- Born: 1985 (age 40–41) Chicago, Illinois, U.S.
- Education: Dartmouth College USC School of Cinematic Arts (MFA)
- Occupations: Television director; television producer;
- Years active: 2011–present
- Notable work: Portlandia; I Think You Should Leave with Tim Robinson; Los Espookys;

= Alice Mathias =

American television director and producer

Alice Mathias is an American television director and producer from Chicago.

==Early life and education==
Mathias grew up in the Old Town neighborhood of Chicago. In high school, she performed in musicals and dabbled in improv. She attended Dartmouth College, where she wrote a humor column called "Alice Unchained" for The Dartmouth. She later earned an MFA from the USC School of Cinematic Arts.

==Career==

===Television===
Mathias joined the IFC sketch comedy series Portlandia as an intern during its first season and rose to become the show's executive producer and director. As a producer on Portlandia, she received four Primetime Emmy Award nominations for Outstanding Variety Sketch Series.

She also served as a producer on Documentary Now!, receiving two additional Emmy nominations for Outstanding Variety Sketch Series.

Mathias is an executive producer and director of the Netflix sketch comedy series I Think You Should Leave with Tim Robinson, which she has described as "absurdist and unhinged". The show was nominated for the Primetime Emmy Award for Outstanding Short Form Comedy, Drama or Variety Series in 2022 and won the award in 2023. An episode she directed, "Has This Ever Happened to You?", was named one of the best TV episodes of 2019 by IndieWire.

Mathias was an executive producer on the HBO Spanish-language comedy Los Espookys, which ran for two seasons (2019–2022). The series won a Peabody Award in 2023.

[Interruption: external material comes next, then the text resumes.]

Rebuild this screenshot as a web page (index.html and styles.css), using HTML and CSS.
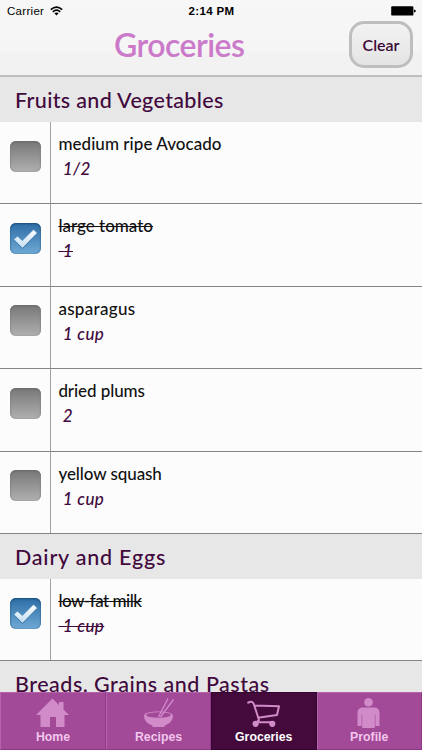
FILE: index.html
```html
<!DOCTYPE html>
<html lang="en">
<head>
<meta charset="utf-8">
<title>Groceries</title>
<link rel="stylesheet" href="styles.css">
</head>
<body>
<svg width="0" height="0" class="defs">
  <defs>
    <linearGradient id="tick" x1="0" y1="0" x2="0" y2="1"><stop offset="0" stop-color="#fff"/><stop offset="1" stop-color="#c3def2"/></linearGradient>
    <symbol id="check" viewBox="0 0 31 31"><path d="M4.5 16.5 L7.5 13.8 L12.3 18.3 L23.5 7 L26.7 10 L12.5 25 Z" fill="#174d7c" opacity=".45" transform="translate(0 1)"/><path d="M4.5 16.5 L7.5 13.8 L12.3 18.3 L23.5 7 L26.7 10 L12.5 24.4 Z" fill="url(#tick)" stroke="#dcecf8" stroke-width=".6" stroke-linejoin="round"/></symbol>
  </defs>
</svg>
<div class="screen">
  <header class="top">
    <div class="status">
      <div class="carrier"><span>Carrier</span>
        <svg width="13" height="10" viewBox="0 0 13 10" fill="none" stroke="#000" stroke-width="1.6"><path d="M.8 3.6Q6.5-1.5 12.2 3.6M2.8 5.9Q6.5 2.5 10.2 5.9"/><path d="M4.4 7.3Q6.5 5.6 8.6 7.3L6.5 9.5Z" fill="#000" stroke="none"/></svg>
      </div>
      <div class="time">2:14 PM</div>
      <svg class="battery" width="25" height="10" viewBox="0 0 25 10"><rect x=".2" y=".2" width="22.2" height="9.4" rx="1.2"/><path d="M23 3.4Q24.8 3.6 24.8 5T23 6.4Z"/></svg>
    </div>
    <div class="titlebar">
      <h1>Groceries</h1>
      <button class="clear">Clear</button>
    </div>
  </header>
  <main class="list">
    <h2><span class="w-fruits">Fruits and Vegetables</span></h2>
    <div class="row"><div class="cell"><i class="box"></i></div><div class="item"><p class="w-avocado">medium ripe Avocado</p><em>&nbsp;1/2</em></div></div>
    <div class="row done"><div class="cell"><i class="box"><svg width="31" height="31"><use href="#check"/></svg></i></div><div class="item"><p class="w-tomato">large tomato</p><em>&nbsp;1</em></div></div>
    <div class="row"><div class="cell"><i class="box"></i></div><div class="item"><p class="w-asparagus">asparagus</p><em>&nbsp;1 cup</em></div></div>
    <div class="row"><div class="cell"><i class="box"></i></div><div class="item"><p class="w-plums">dried plums</p><em>&nbsp;2</em></div></div>
    <div class="row"><div class="cell"><i class="box"></i></div><div class="item"><p class="w-squash">yellow squash</p><em>&nbsp;1 cup</em></div></div>
    <h2><span class="w-dairy">Dairy and Eggs</span></h2>
    <div class="row done"><div class="cell"><i class="box"><svg width="31" height="31"><use href="#check"/></svg></i></div><div class="item"><p class="w-milk">low-fat milk</p><em>&nbsp;1 cup</em></div></div>
    <h2><span class="w-breads">Breads, Grains and Pastas</span></h2>
  </main>
  <nav class="tabs">
    <a class="tab"><svg width="36" height="30" viewBox="0 0 36 30" fill="currentColor"><path d="M17.5 .5L1 17H5.5V29H15V19H21V29H29.5V17H34L28.5 11.5V4H24V7Z"/></svg><span>Home</span></a>
    <a class="tab"><svg width="36" height="30" viewBox="0 0 36 30"><path d="M3 17.5C3 12 32 12 32 17.5C32 23.5 27 26.5 23.5 27.5V29H11.5V27.5C8 26.5 3 23.5 3 17.5Z" fill="currentColor"/><ellipse cx="17.5" cy="17" rx="12.4" ry="2.7" fill="#a24997"/><path d="M17.5 19L27 .5M19.5 19L32.5 1.5" stroke="currentColor" stroke-width="1.3"/></svg><span>Recipes</span></a>
    <a class="tab active"><svg width="36" height="30" viewBox="0 0 36 30" fill="none" stroke="currentColor" stroke-width="2" stroke-linejoin="round" stroke-linecap="round"><path d="M2.2 4.7Q6 2.2 7.8 6L13 22L9.6 25M8.6 7.5L33 8.2L31 17L12 19.7M11 24.3H26"/><circle cx="9.6" cy="25.8" r="2.1" fill="currentColor"/><circle cx="26.3" cy="25.8" r="2.1" fill="currentColor"/></svg><span>Groceries</span></a>
    <a class="tab"><svg width="36" height="30" viewBox="0 0 36 30" fill="currentColor"><circle cx="17.5" cy="4.3" r="4.3"/><path d="M12 9.5H23Q28.5 9.5 28.5 15V28H24.4V16.5H23.8V30H11.2V16.5H10.6V28H6.5V15Q6.5 9.5 12 9.5Z"/></svg><span>Profile</span></a>
  </nav>
</div>
</body>
</html>
```
FILE: styles.css
```css
* { box-sizing: border-box; }
body { margin: 0; font-family: Lato, "Liberation Sans", sans-serif; }
h1, h2, p { margin: 0; font-weight: 500; }
.defs { display: block; }
.screen { width: 422px; height: 750px; display: flex; flex-direction: column; overflow: hidden; background: #fcfcfc; }
.top { height: 77px; flex: none; background: linear-gradient(#f7f7f7 0, #f5f5f5 52px, #f2f2f2 52px); border-bottom: 2px solid #bebebe; }
.status { height: 22px; padding: 0 6px 0 7px; display: grid; grid-template-columns: 1fr auto 1fr; align-items: center; font: 11.5px/22px "Liberation Sans", sans-serif; color: #000; }
.carrier { display: flex; align-items: center; gap: 6px; letter-spacing: .3px; }
.time { font-weight: 700; letter-spacing: .35px; }
.battery { justify-self: end; }
.titlebar { display: grid; grid-template-columns: 1fr 64px; margin-top: -1px; padding: 0 9px 0 114px; align-items: start; }
h1 { font-size: 32px; line-height: 47px; color: #cb7aca; font-weight: 600; white-space: nowrap; letter-spacing: -.55px; }
.clear { width: 64px; height: 47px; padding: 0; border: 3px solid #bebebe; border-radius: 15px; background: linear-gradient(#f2f2f2, #e4e4e4); font: 600 16px/36px Lato, sans-serif; color: #3b0936; }
.list { flex: 1; min-height: 0; overflow: hidden; }
h2 { height: 45px; padding-left: 15px; background: #e7e7e7; color: #41093d; font-size: 21.5px; line-height: 46px; white-space: nowrap; }
.w-fruits { letter-spacing: .33px; }
.w-dairy { letter-spacing: .78px; }
.w-breads { letter-spacing: .5px; }
.row { height: 82.4px; display: grid; grid-template-columns: 51px 1fr; border-bottom: 1px solid #858585; background: #fcfcfc; }
.cell { border-right: 1px solid #a2a2a2; padding: 18.6px 0 0 10px; }
.box { display: block; width: 31px; height: 31px; border-radius: 6px; background: linear-gradient(#777, #b0b0b0); box-shadow: inset 0 1px 2px #666, inset 0 0 2px #999; }
.box svg { display: block; }
.done .box { background: linear-gradient(#2d6da6, #6fa9d5); box-shadow: inset 0 1px 2px #174c7c, inset 0 0 2px #4a80ab; }
.item { padding: 10px 0 0 7.4px; }
.item p { width: max-content; font-size: 17px; line-height: 23px; color: #111; }
.item em { display: block; width: max-content; margin-top: 2px; font-size: 17px; line-height: 23px; font-weight: 500; color: #41093d; letter-spacing: .4px; }
.item .w-avocado { letter-spacing: .05px; }
.item .w-asparagus { letter-spacing: .3px; }
.item .w-plums { letter-spacing: -.08px; }
.item .w-squash { letter-spacing: -.08px; }
.item .w-milk { letter-spacing: -.5px; }
.done p, .done em { text-decoration: line-through 1px; text-decoration-skip-ink: none; }
.tabs { height: 58px; flex: none; display: grid; grid-template-columns: 106px 105px 105.5px 1fr; }
.tab { display: flex; flex-direction: column; align-items: center; padding-top: 5px; background: #a24997; color: #d28bc9; border: 1px solid #b562aa; border-right-color: #913986; border-bottom-color: #8c3881; font: 700 12.3px/18px "Liberation Sans", sans-serif; }
.tab svg { display: block; flex: none; }
.tab span { color: #f2c6ed; }
.active { background: #440a3c; border-color: #350430; }
.active span { color: #fff; }
```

Her other directing credits include History of the World, Part II, Schmigadoon!, and That Damn Michael Che.

===Commercial work===
Mathias has directed commercials for brands including Apple, Nike, Little Caesars, and Toyota. She is represented for commercial work by Gifted Youth, a production company formerly under Funny or Die. In 2025, she directed Totino's' first Super Bowl commercial, featuring Tim Robinson and Sam Richardson.